= Aim of the exercise =
Going through the material below, please gather all lines with the word "this" in them.

= Data supplied =
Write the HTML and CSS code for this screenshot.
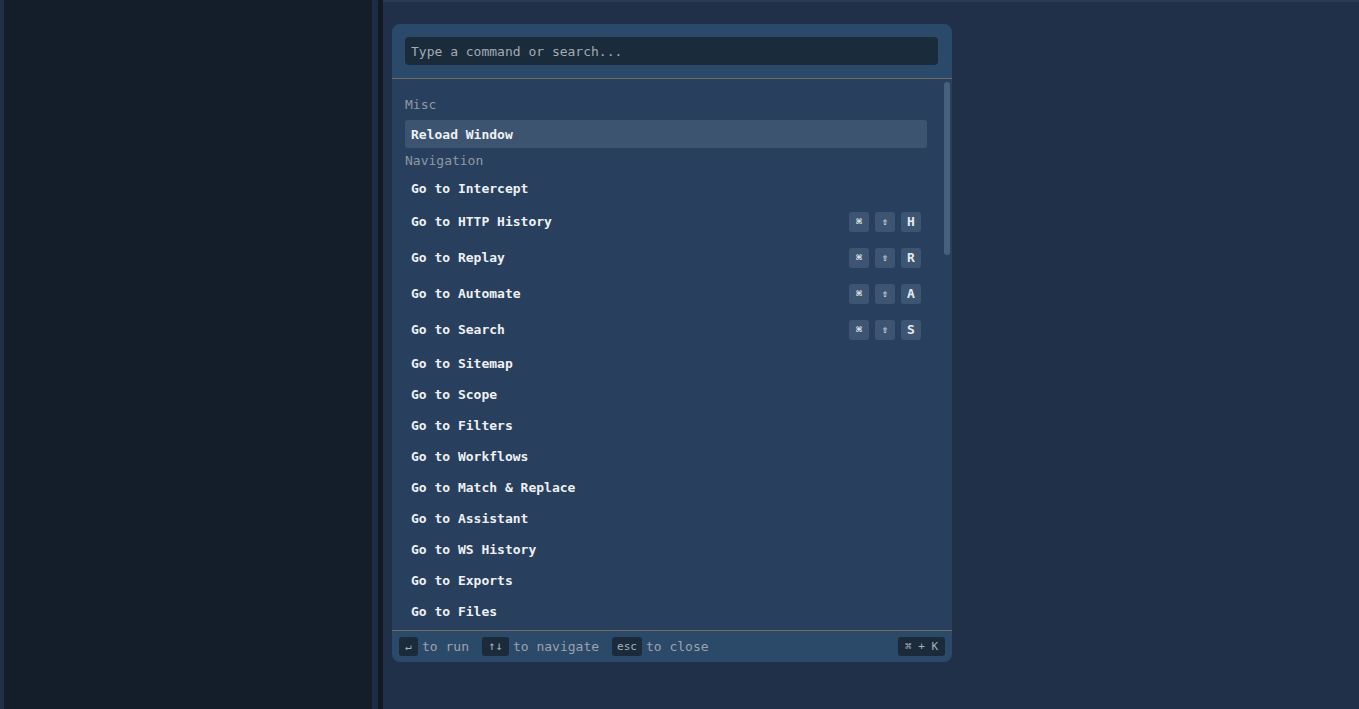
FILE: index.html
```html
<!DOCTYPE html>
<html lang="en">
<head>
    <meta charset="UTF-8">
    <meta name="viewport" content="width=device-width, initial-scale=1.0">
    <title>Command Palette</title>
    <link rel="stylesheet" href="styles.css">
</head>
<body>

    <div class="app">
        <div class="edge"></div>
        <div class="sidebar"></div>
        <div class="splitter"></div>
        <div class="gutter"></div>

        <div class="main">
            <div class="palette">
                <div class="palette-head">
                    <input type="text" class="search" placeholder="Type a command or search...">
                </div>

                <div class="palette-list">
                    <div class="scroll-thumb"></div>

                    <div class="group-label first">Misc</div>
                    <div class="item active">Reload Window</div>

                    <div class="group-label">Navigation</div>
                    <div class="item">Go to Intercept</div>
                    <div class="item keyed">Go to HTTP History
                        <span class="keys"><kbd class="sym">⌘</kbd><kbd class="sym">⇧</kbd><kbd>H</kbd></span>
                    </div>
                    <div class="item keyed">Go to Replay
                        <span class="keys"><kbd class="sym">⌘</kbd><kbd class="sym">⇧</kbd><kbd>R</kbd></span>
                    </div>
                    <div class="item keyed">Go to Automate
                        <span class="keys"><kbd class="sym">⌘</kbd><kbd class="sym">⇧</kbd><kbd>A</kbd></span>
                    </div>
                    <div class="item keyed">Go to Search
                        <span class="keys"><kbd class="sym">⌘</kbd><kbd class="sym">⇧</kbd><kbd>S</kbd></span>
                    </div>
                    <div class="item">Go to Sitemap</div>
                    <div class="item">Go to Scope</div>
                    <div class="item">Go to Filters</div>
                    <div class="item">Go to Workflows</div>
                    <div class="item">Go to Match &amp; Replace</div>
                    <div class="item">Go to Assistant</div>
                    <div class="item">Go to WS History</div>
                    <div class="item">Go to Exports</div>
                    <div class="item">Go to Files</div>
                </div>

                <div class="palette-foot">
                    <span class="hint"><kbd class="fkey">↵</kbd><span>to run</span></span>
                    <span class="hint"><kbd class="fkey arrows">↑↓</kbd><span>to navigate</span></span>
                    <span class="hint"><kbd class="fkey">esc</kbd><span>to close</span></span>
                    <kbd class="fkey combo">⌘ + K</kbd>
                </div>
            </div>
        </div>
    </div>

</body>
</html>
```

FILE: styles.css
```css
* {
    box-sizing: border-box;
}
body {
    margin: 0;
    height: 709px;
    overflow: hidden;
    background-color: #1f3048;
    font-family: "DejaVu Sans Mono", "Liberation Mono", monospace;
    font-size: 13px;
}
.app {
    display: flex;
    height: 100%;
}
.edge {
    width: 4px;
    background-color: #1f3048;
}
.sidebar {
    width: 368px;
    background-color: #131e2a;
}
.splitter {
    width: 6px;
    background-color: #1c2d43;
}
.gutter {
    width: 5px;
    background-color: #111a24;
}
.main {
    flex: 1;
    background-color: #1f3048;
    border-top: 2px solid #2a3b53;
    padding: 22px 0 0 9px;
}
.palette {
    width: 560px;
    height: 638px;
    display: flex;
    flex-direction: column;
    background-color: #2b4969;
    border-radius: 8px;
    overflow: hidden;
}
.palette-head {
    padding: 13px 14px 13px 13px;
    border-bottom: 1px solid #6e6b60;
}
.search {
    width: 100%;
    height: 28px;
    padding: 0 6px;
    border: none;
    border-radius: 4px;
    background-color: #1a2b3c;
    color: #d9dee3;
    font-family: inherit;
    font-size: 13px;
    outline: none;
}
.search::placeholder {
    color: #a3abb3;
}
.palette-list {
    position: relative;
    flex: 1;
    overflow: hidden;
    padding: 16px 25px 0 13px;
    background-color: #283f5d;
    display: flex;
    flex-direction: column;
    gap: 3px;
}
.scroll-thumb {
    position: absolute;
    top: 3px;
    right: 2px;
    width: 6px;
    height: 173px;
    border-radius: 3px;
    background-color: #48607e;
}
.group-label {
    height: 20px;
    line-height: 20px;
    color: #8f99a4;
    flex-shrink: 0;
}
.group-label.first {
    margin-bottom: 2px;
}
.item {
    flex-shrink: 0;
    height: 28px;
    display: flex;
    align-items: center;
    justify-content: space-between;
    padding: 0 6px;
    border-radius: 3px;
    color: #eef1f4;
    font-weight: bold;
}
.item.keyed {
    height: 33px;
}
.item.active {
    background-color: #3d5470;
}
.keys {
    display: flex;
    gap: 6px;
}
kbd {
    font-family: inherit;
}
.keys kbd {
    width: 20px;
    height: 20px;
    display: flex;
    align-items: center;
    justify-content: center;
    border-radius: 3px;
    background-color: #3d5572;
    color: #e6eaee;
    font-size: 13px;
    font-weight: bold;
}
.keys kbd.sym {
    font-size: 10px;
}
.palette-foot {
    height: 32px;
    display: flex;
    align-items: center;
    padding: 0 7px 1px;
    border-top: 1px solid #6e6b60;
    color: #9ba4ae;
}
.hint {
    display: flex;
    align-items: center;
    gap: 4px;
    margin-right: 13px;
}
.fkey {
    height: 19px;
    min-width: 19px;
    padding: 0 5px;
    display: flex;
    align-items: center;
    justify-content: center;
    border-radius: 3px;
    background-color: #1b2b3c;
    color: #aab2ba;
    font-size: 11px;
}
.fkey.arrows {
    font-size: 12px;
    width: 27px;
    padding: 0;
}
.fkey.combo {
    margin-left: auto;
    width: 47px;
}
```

* * *

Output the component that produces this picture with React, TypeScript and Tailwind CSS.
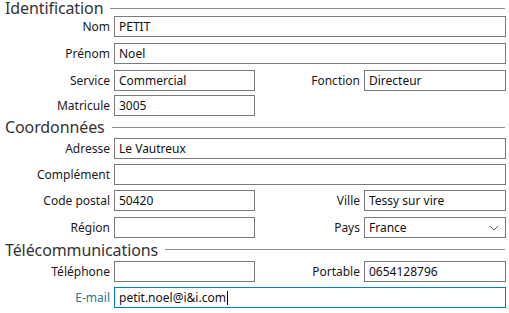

= Exercise response =
Write the HTML and CSS code for this screenshot.
Output the component that produces this picture with React, TypeScript and Tailwind CSS.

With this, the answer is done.